O nome do livro, fiquei pensando e pensando. Lá pela página 915, ela cita o motivo do nome, mas eu ainda acho que deveria estar na orelha, porque sem saber de nada, eu não sei se gosto do nome, um defeito de cor. Era defeito de cor ser negra no tempo que a história se passa, mas eu não gosto de me conectar com essa história a partir dessa lógica, uma lógica que não é a minha e foi a mim imposta, eu não gosto, sempre me incomodou esse nome. 

Eu recomendo que as pessoas leiam todos os livros que quiserem. Eu não acho que ele não deve ser lido, só não vejo beleza onde as pessoas veem e nem representatividade. 

2 comentários:

Anônimo disse...

Olá!
Li sua resenha e achei interessante, ou melhor, diferente e corajosa. Ou corajosamente diferente.
Eu acho que discordo.

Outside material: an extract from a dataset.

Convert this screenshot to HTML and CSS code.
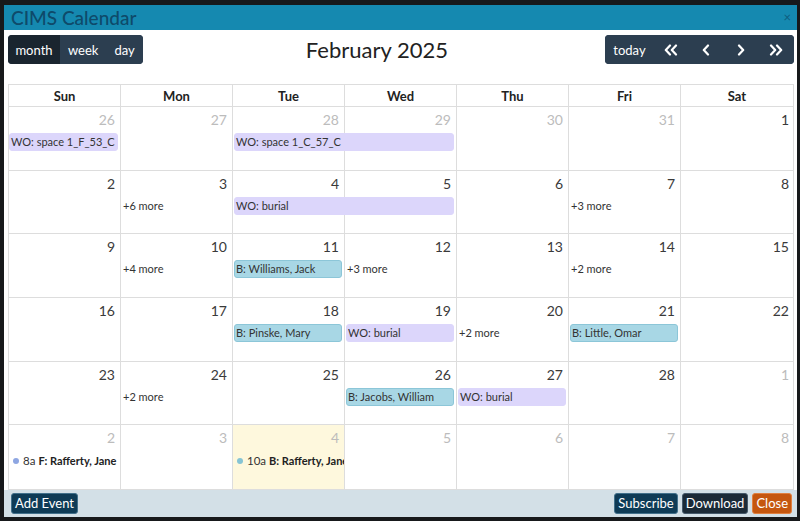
FILE: index.html
```html
<!DOCTYPE html>
<html>
<head>
<meta charset="utf-8">
<title>CIMS Calendar</title>
<link rel="stylesheet" href="styles.css">
</head>
<body>
<div class="modal">
  <div class="mhead">
    <span class="mtitle">CIMS Calendar</span>
    <span class="mclose">×</span>
  </div>
  <div class="mbody">
    <div class="toolbar">
      <div class="bgroup">
        <button class="btn active">month</button>
        <button class="btn">week</button>
        <button class="btn">day</button>
      </div>
      <h2 class="ctitle">February 2025</h2>
      <div class="bgroup">
        <button class="btn btn-today">today</button>
        <button class="btn nav"><svg width="14" height="12" viewBox="0 0 14 12"><path d="M6 1.5 L1.8 6 L6 10.5 M12 1.5 L7.8 6 L12 10.5" fill="none" stroke="#fff" stroke-width="2.2" stroke-linecap="round" stroke-linejoin="round"/></svg></button>
        <button class="btn nav"><svg width="10" height="12" viewBox="0 0 10 12"><path d="M7 1.5 L2.8 6 L7 10.5" fill="none" stroke="#fff" stroke-width="2.2" stroke-linecap="round" stroke-linejoin="round"/></svg></button>
        <button class="btn nav"><svg width="10" height="12" viewBox="0 0 10 12"><path d="M3 1.5 L7.2 6 L3 10.5" fill="none" stroke="#fff" stroke-width="2.2" stroke-linecap="round" stroke-linejoin="round"/></svg></button>
        <button class="btn nav"><svg width="14" height="12" viewBox="0 0 14 12"><path d="M2 1.5 L6.2 6 L2 10.5 M8 1.5 L12.2 6 L8 10.5" fill="none" stroke="#fff" stroke-width="2.2" stroke-linecap="round" stroke-linejoin="round"/></svg></button>
      </div>
    </div>

    <div class="cal">
      <div class="dow">
        <div>Sun</div><div>Mon</div><div>Tue</div><div>Wed</div><div>Thu</div><div>Fri</div><div>Sat</div>
      </div>

      <div class="week">
        <div class="day other"><span class="num">26</span></div>
        <div class="day other"><span class="num">27</span></div>
        <div class="day other"><span class="num">28</span></div>
        <div class="day other"><span class="num">29</span></div>
        <div class="day other"><span class="num">30</span></div>
        <div class="day other"><span class="num">31</span></div>
        <div class="day"><span class="num">1</span></div>
        <div class="ev wo c1">WO: space 1_F_53_C</div>
        <div class="ev wo c3 span2">WO: space 1_C_57_C</div>
      </div>

      <div class="week">
        <div class="day"><span class="num">2</span></div>
        <div class="day"><span class="num">3</span></div>
        <div class="day"><span class="num">4</span></div>
        <div class="day"><span class="num">5</span></div>
        <div class="day"><span class="num">6</span></div>
        <div class="day"><span class="num">7</span></div>
        <div class="day"><span class="num">8</span></div>
        <div class="more c2">+6 more</div>
        <div class="ev wo c3 span2">WO: burial</div>
        <div class="more c6">+3 more</div>
      </div>

      <div class="week">
        <div class="day"><span class="num">9</span></div>
        <div class="day"><span class="num">10</span></div>
        <div class="day"><span class="num">11</span></div>
        <div class="day"><span class="num">12</span></div>
        <div class="day"><span class="num">13</span></div>
        <div class="day"><span class="num">14</span></div>
        <div class="day"><span class="num">15</span></div>
        <div class="more c2">+4 more</div>
        <div class="ev bk c3">B: Williams, Jack</div>
        <div class="more c4">+3 more</div>
        <div class="more c6">+2 more</div>
      </div>

      <div class="week">
        <div class="day"><span class="num">16</span></div>
        <div class="day"><span class="num">17</span></div>
        <div class="day"><span class="num">18</span></div>
        <div class="day"><span class="num">19</span></div>
        <div class="day"><span class="num">20</span></div>
        <div class="day"><span class="num">21</span></div>
        <div class="day"><span class="num">22</span></div>
        <div class="ev bk c3">B: Pinske, Mary</div>
        <div class="ev wo c4">WO: burial</div>
        <div class="more c5">+2 more</div>
        <div class="ev bk c6">B: Little, Omar</div>
      </div>

      <div class="week">
        <div class="day"><span class="num">23</span></div>
        <div class="day"><span class="num">24</span></div>
        <div class="day"><span class="num">25</span></div>
        <div class="day"><span class="num">26</span></div>
        <div class="day"><span class="num">27</span></div>
        <div class="day"><span class="num">28</span></div>
        <div class="day other"><span class="num">1</span></div>
        <div class="more c2">+2 more</div>
        <div class="ev bk c4">B: Jacobs, William</div>
        <div class="ev wo c5">WO: burial</div>
      </div>

      <div class="week">
        <div class="day other"><span class="num">2</span></div>
        <div class="day other"><span class="num">3</span></div>
        <div class="day other is-today"><span class="num">4</span></div>
        <div class="day other"><span class="num">5</span></div>
        <div class="day other"><span class="num">6</span></div>
        <div class="day other"><span class="num">7</span></div>
        <div class="day other"><span class="num">8</span></div>
        <div class="dotev c1"><span class="dot dot-f"></span><span class="time">8a</span><b>F: Rafferty, Jane</b></div>
        <div class="dotev c3"><span class="dot dot-b"></span><span class="time">10a</span><b>B: Rafferty, Jane</b></div>
      </div>
    </div>
  </div>
  <div class="mfoot">
    <button class="fbtn primary">Add Event</button>
    <div class="fright">
      <button class="fbtn primary">Subscribe</button>
      <button class="fbtn dark">Download</button>
      <button class="fbtn orange">Close</button>
    </div>
  </div>
</div>
</body>
</html>
```
FILE: styles.css
```css
* { box-sizing: border-box; }
html, body { margin: 0; padding: 0; }
body {
  width: 800px;
  height: 521px;
  background: #17191b;
  font-family: "Lato", "Noto Sans", sans-serif;
  overflow: hidden;
}
.modal {
  margin: 5px 0 0 4px;
  width: 793px;
  height: 512px;
  display: flex;
  flex-direction: column;
  background: #fff;
}
.mhead {
  height: 25px;
  background: #1589b0;
  display: flex;
  align-items: center;
  justify-content: space-between;
  padding: 0 6px 0 7px;
}
.mtitle {
  color: #0e4a6a;
  font-size: 19px;
  font-weight: 500;
  line-height: 25px;
}
.mclose {
  color: #0f5d80;
  font-size: 13px;
  line-height: 1;
}
.mbody {
  flex: 1;
  padding: 5px 3px 0 4px;
  display: flex;
  flex-direction: column;
}
.toolbar {
  display: flex;
  justify-content: space-between;
  align-items: center;
  height: 29px;
  margin-bottom: 20px;
}
.bgroup {
  display: flex;
  border-radius: 4px;
  overflow: hidden;
  background: #2c3e50;
  height: 29px;
}
.btn {
  border: 0;
  background: #2c3e50;
  color: #fff;
  font-family: inherit;
  font-size: 13px;
  padding: 0 8px;
  height: 29px;
  display: flex;
  align-items: center;
  justify-content: center;
}
.btn.active { background: #1a252f; width: 52px; }
.btn.btn-today { width: 49px; }
.btn.nav { width: 35px; padding: 0; }
.ctitle {
  margin: 0;
  font-size: 22px;
  font-weight: 400;
  color: #222;
  padding-left: 6px;
}
.cal {
  height: 406px;
  border: 1px solid #ddd;
  display: grid;
  grid-template-rows: 22px repeat(6, 1fr);
}
.dow {
  display: grid;
  grid-template-columns: repeat(7, 1fr);
  border-bottom: 1px solid #ddd;
}
.dow div {
  text-align: center;
  font-size: 13px;
  font-weight: 700;
  color: #222;
  line-height: 22px;
  border-right: 1px solid #ddd;
}
.dow div:last-child { border-right: 0; }
.week {
  display: grid;
  grid-template-columns: repeat(7, 1fr);
  grid-template-rows: 26px 19px 1fr;
  border-bottom: 1px solid #ddd;
  min-height: 0;
}
.week:last-child { border-bottom: 0; }
.day {
  grid-row: 1 / -1;
  border-right: 1px solid #ddd;
  display: flex;
  justify-content: flex-end;
  align-items: flex-start;
  padding: 4px 5px 0 0;
}
.day:nth-child(7) { border-right: 0; padding-right: 4px; }
.day:nth-child(1) { grid-column: 1; }
.day:nth-child(2) { grid-column: 2; }
.day:nth-child(3) { grid-column: 3; }
.day:nth-child(4) { grid-column: 4; }
.day:nth-child(5) { grid-column: 5; }
.day:nth-child(6) { grid-column: 6; }
.day:nth-child(7) { grid-column: 7; }
.num {
  font-size: 14px;
  color: #3a3a3a;
  line-height: 18px;
}
.other .num { color: #bcbcbc; }
.is-today { background: #fef8dd; }
.c1 { grid-column-start: 1; }
.c2 { grid-column-start: 2; }
.c3 { grid-column-start: 3; }
.c4 { grid-column-start: 4; }
.c5 { grid-column-start: 5; }
.c6 { grid-column-start: 6; }
.span2 { grid-column-end: span 2; }
.ev, .more, .dotev { grid-row: 2; }
.ev {
  margin: 0 3px 0 0;
  height: 18px;
  border-radius: 3px;
  font-size: 11px;
  line-height: 16px;
  padding: 0 1px;
  color: #333;
  white-space: nowrap;
  overflow: hidden;
}
.c3.ev, .c4.ev, .c5.ev, .c6.ev { margin-left: 1px; }
.wo { background: #dcd6fb; border: 1px solid #dcd6fb; }
.bk { background: #a8d7e5; border: 1px solid #8cc6d8; }
.more {
  font-size: 11px;
  line-height: 18px;
  color: #333;
  padding-left: 2px;
}
.dotev {
  display: flex;
  align-items: center;
  font-size: 11px;
  color: #333;
  padding-left: 4px;
  white-space: nowrap;
  overflow: hidden;
  margin-right: 1px;
}
.dot {
  width: 6px;
  height: 6px;
  border-radius: 50%;
  margin-right: 4px;
  flex: none;
}
.dot-f { background: #8ea6e2; }
.dot-b { background: #86c4d4; }
.time { margin-right: 3px; font-size: 11.5px; }
.dotev b { font-weight: 700; color: #222; }
.mfoot {
  height: 28px;
  background: #d3e0e7;
  display: flex;
  align-items: center;
  justify-content: space-between;
  padding: 0 5px 0 7px;
}
.fright { display: flex; gap: 4px; }
.fbtn {
  height: 21px;
  font-family: inherit;
  font-size: 13px;
  color: #fff;
  border-radius: 3px;
  padding: 0 3px;
  line-height: 19px;
}
.primary { background: #0e3b56; border: 1px solid #41708b; }
.dark { background: #1b2a37; border: 1px solid #45596a; }
.orange { background: #c5570f; border: 1px solid #e08040; }
```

É provável.
Relerei com sua lente, só para reler e não para concordar.
O blog é bom.

Migh Danae disse...

Que pena que não sei seu nome. Eu tenho de escrever mais, com as passagens que não gostei do livro. Sabe o que eu gostei do livro? Eu confirmei que eu realmente gosto de livros grandes, maiores, com muitas páginas, a gente se envolve mais, livros curtos, até 300 páginas não dá isso na gente, essa familiaridade... eu gosto também de algumas partes do livro, e preciso registrar isso. Qual? Gosto quando ela está no Rio de Janeiro, do amor com Piripiri e também do amor com Francisco e Lourenço (só não entendo porque ela só diz ter amado Alberto). Volta aqui.
O blog é bom, as pessoas que leem, muito melhor.